主要统计HDFS Path的子文件夹，子文件数量、子文件大小、最近的修改时间、最近的操作时间、以及是属于hive的某库某表某分区的location。

表设计

hive_hdfs_path

hive使用的hdfs path的关系表，查询Hive的元数据表，取库的location，表的location和分区的location，location由hdfs的path组成。

表字段

字段名	字段属性	字段备注
hdfspath	string	hdfs的path，以/开头，不以hdfs开头
db_name	string	库名
tbl_name	string	表名
tbl_type	string	表类型，取值`MANAGED_TABLE`，`VIRTUAL_VIEW`，`EXTERNAL_TABLE`，`INDEX_TABLE`
part_name	string	分区名
db_id	string	hive库的id
tbl_id	string	hive表的id
part_id	string	hive表分区的id
tbl_sd_id	string	表的sds中的id
part_sd_id	string	表分区的sds中的id
date	string	该表的分区字段，格式：yyyyMMdd

数据来源查询语句

hdfs_file_count_size

HDFS Path的文件数量与文件大小统计表，统计Path不同层级目录下所有子文件的数量和文件总大小

表字段

字段名	字段类型	备注
path	string	目录
file_count	long	目录下的文件数
dir_count	long	目录下的子文件夹数
file_size	long	目录下的文件总大小，字节
last_modification_time	string	path最新发生修改的时间
date	string	该表的分区字段，也是fsimage文件所属日期,格式：yyyyMMdd

数据来源查询语句

hdfs_audit_cmd

统计某天 auditlog 中不同层级的path的最近cmd时间。将cmd时间均认定为对path的操作时间，不对cmd进行区分。

表字段

字段名	字段类型	备注
hdfspath	string	hdfs的path
last_cmd_time	string	最后cmd的时间
date	string	该表的分区字段，格式：yyyyMMdd

数据来源查询语句

hdfs_path_time

将某天的hdfs path与当天 auditlog path下的最近操作时间进行关联存储，hdfs_audit_cmd中last_cmd_time有值就更新，无值就保持上一天hdfs_path_time中的last_cmd_time值

path 的last_cmd_time取什么值？modtime？当前时间？或者定某个值？

指定2025-10-31 23:59:59

表字段

字段名	字段类型	备注
hdfspath	string	hdfs的path
last_cmd_time	string	最后cmd的时间
date	string	该表的分区字段，格式：yyyyMMdd

数据来源查询语句

hdfs_file_count_size_time

统计某天HDFS path的存储情况和访问操作情况

表字段

字段名	字段类型	备注
path	string	目录
file_count	long	目录下的文件数
dir_count	long	目录下的子文件夹数
file_size	long	目录下的文件总大小，字节
last_modification_time	string	path最新发生修改的时间
last_cmd_time	string	path最新发生操作的时间
date	string	该表的分区字段，也是fsimage文件所属日期,格式：yyyyMMdd

数据来源查询语句

hdfs_file_count_size_time_hive

表字段

字段名	字段类型	备注
path	string	目录
file_count	long	目录下的文件数
dir_count	long	目录下的子文件夹数
file_size	long	目录下的文件总大小，字节
last_modification_time	string	path最新发生修改的时间
last_cmd_time	string	path最新发生操作的时间
date	string	该表的分区字段，也是fsimage文件所属日期,格式：yyyyMMdd

数据来源查询语句

数据流向图

将所有统计全部在hive层处理，由Doris层存储统计结果，供web服务进行点查。

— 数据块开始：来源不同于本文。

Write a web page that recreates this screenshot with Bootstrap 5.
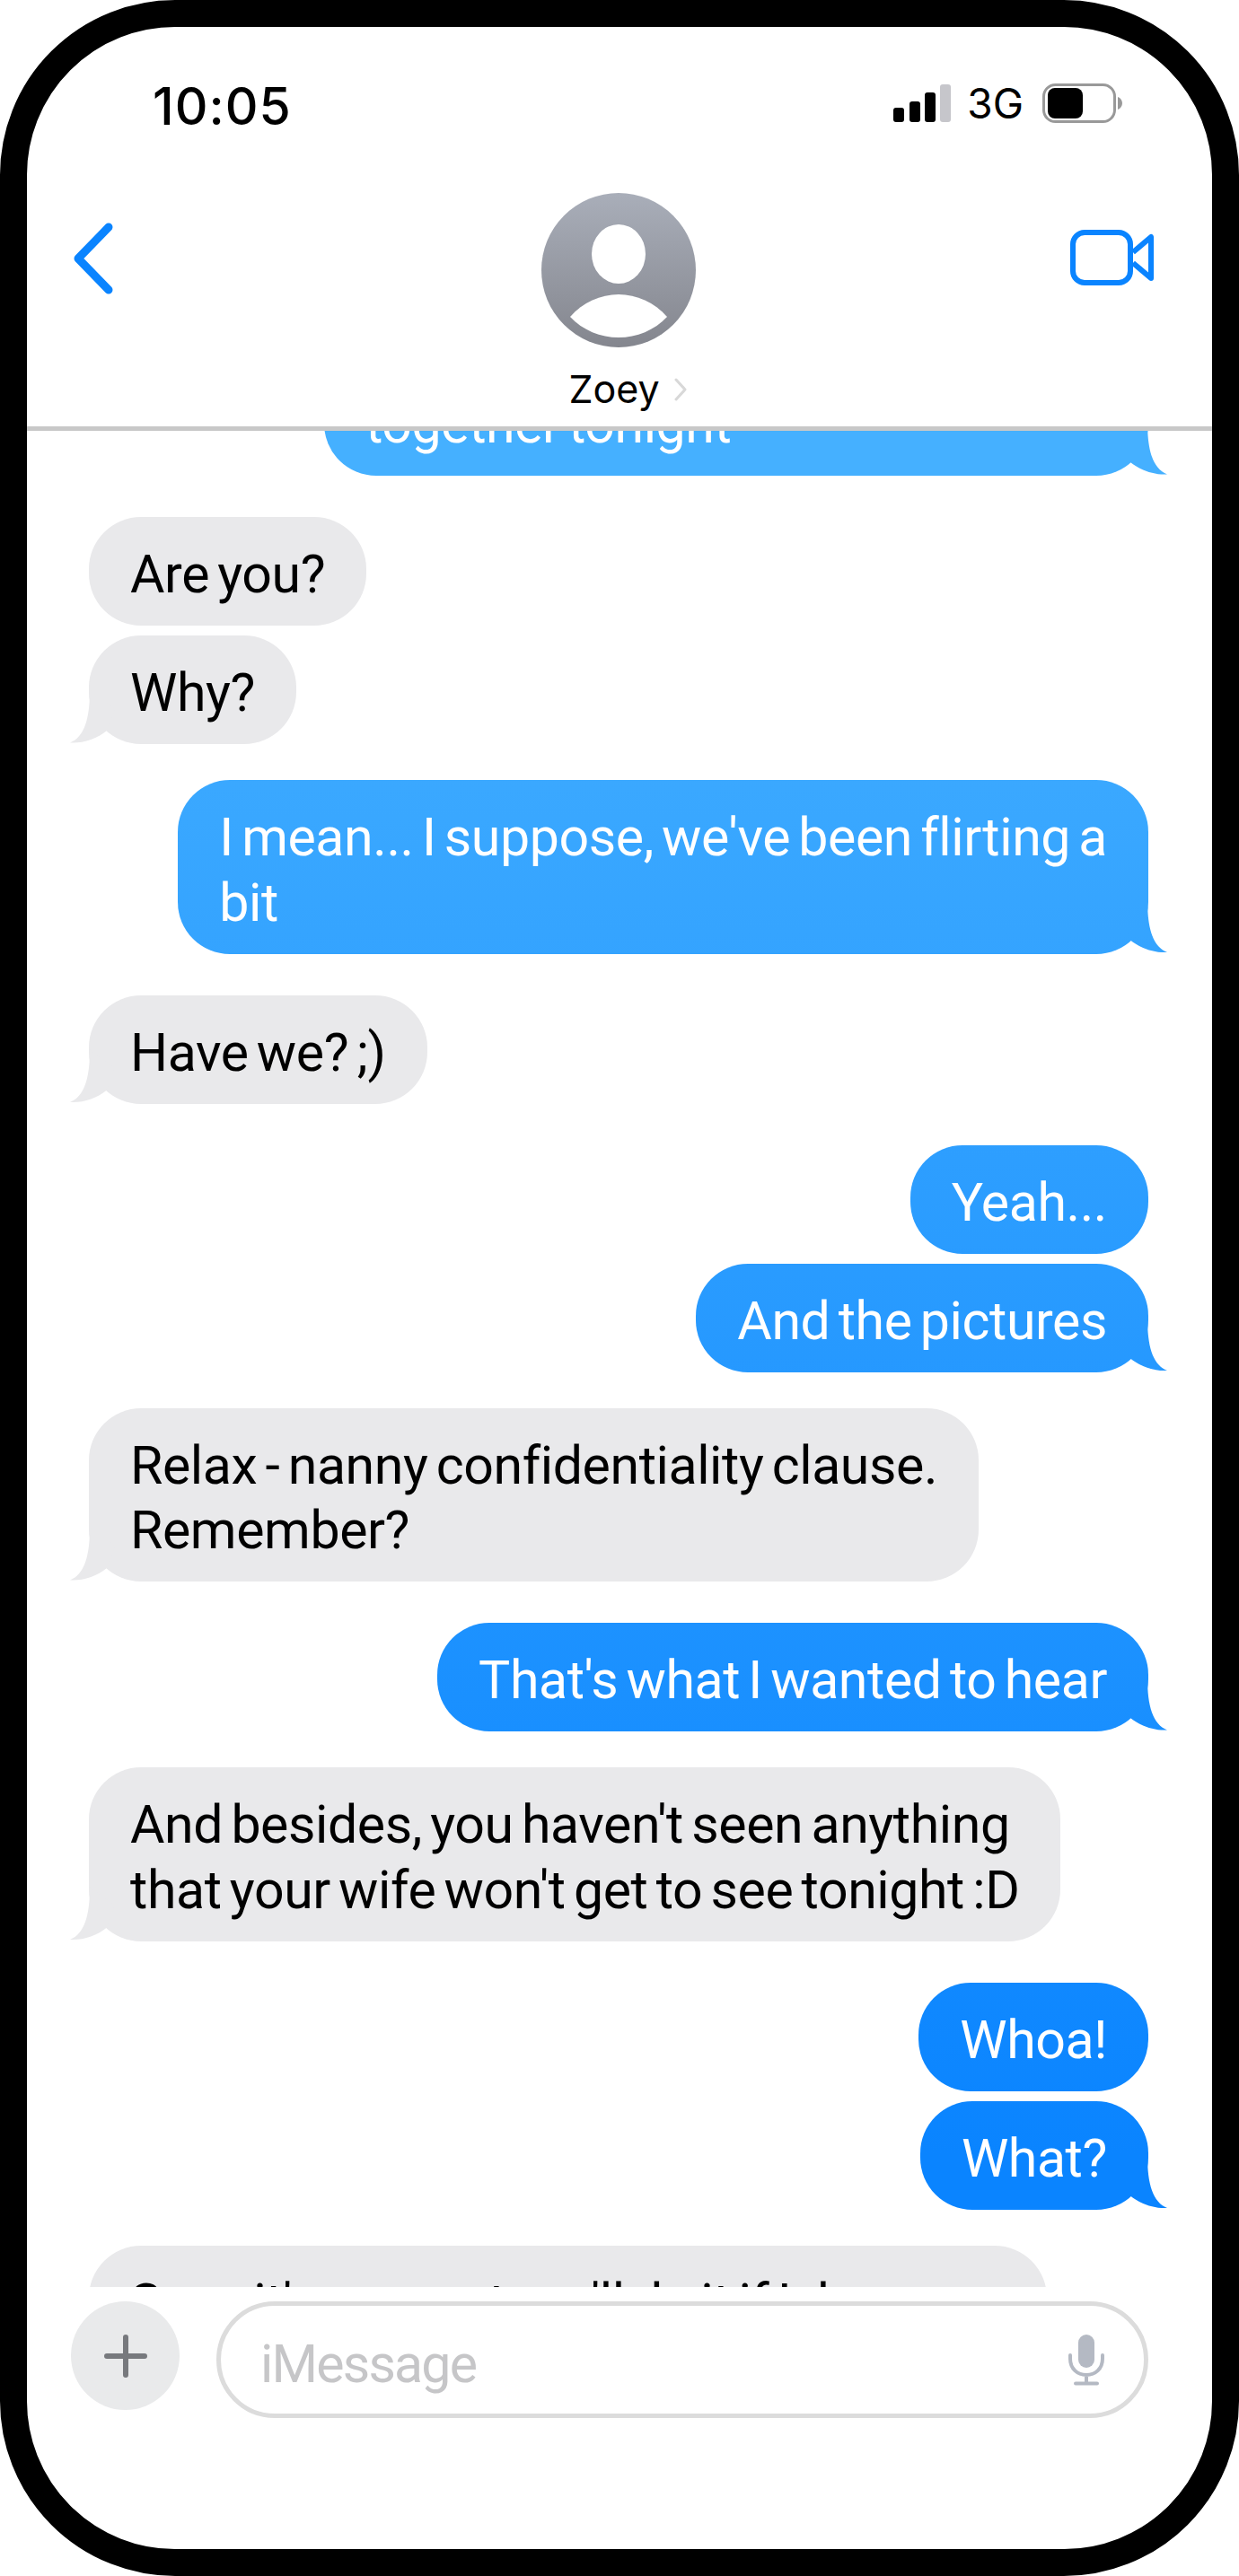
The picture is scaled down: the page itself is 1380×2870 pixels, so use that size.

将Path的存储和操作时间统计表与hive使用的hdfs path统计表都转存到Doris层，由web查询服务，进行path点查时，实现两个表的关联查询得到结果。
数仓侧 doris侧 hive元数据 hdfs的fsimage hive表 hdfsaudilog相关hive表 web hdfs_file_count_size_time_hive hive_hdfs_path hdfs_file_count_size hdfs_audit_cmd deg_ads.hdfsauditlog_ultimately_max_time_read hdfs_path_time hdfs_file_count_size_time hdfs_file_count_size_time_hive hdfs_auditlog_suninghadoop2 hdfs_auditlog_suninghadoop3 hdfs_auditlog_suninghadoop4 hdfs_auditlog_suninghadoop7 hdfs_auditlog_suninghadoop9 hdfs_auditlog_suninghadoop11 hdfs_auditlog_suninghadoop13 hdfs_auditlog_suninghadoop15 fsimage_new_all hive_meta_dbs hive_meta_sds hive_meta_tbls hive_meta_partitions

统计任务

任务时间粒度：以天粒度执行任务统计，T-1.5的延迟

任务类型：Spark任务

Web

前端展示

列表中" 修改时间，操作时间，子文件夹数量，子文件数量，子文件总大小 " 排序，列表中的【操作】列中，若属于hive的path，增加【hive】，悬停展示，。跳转至dam的hive列表页。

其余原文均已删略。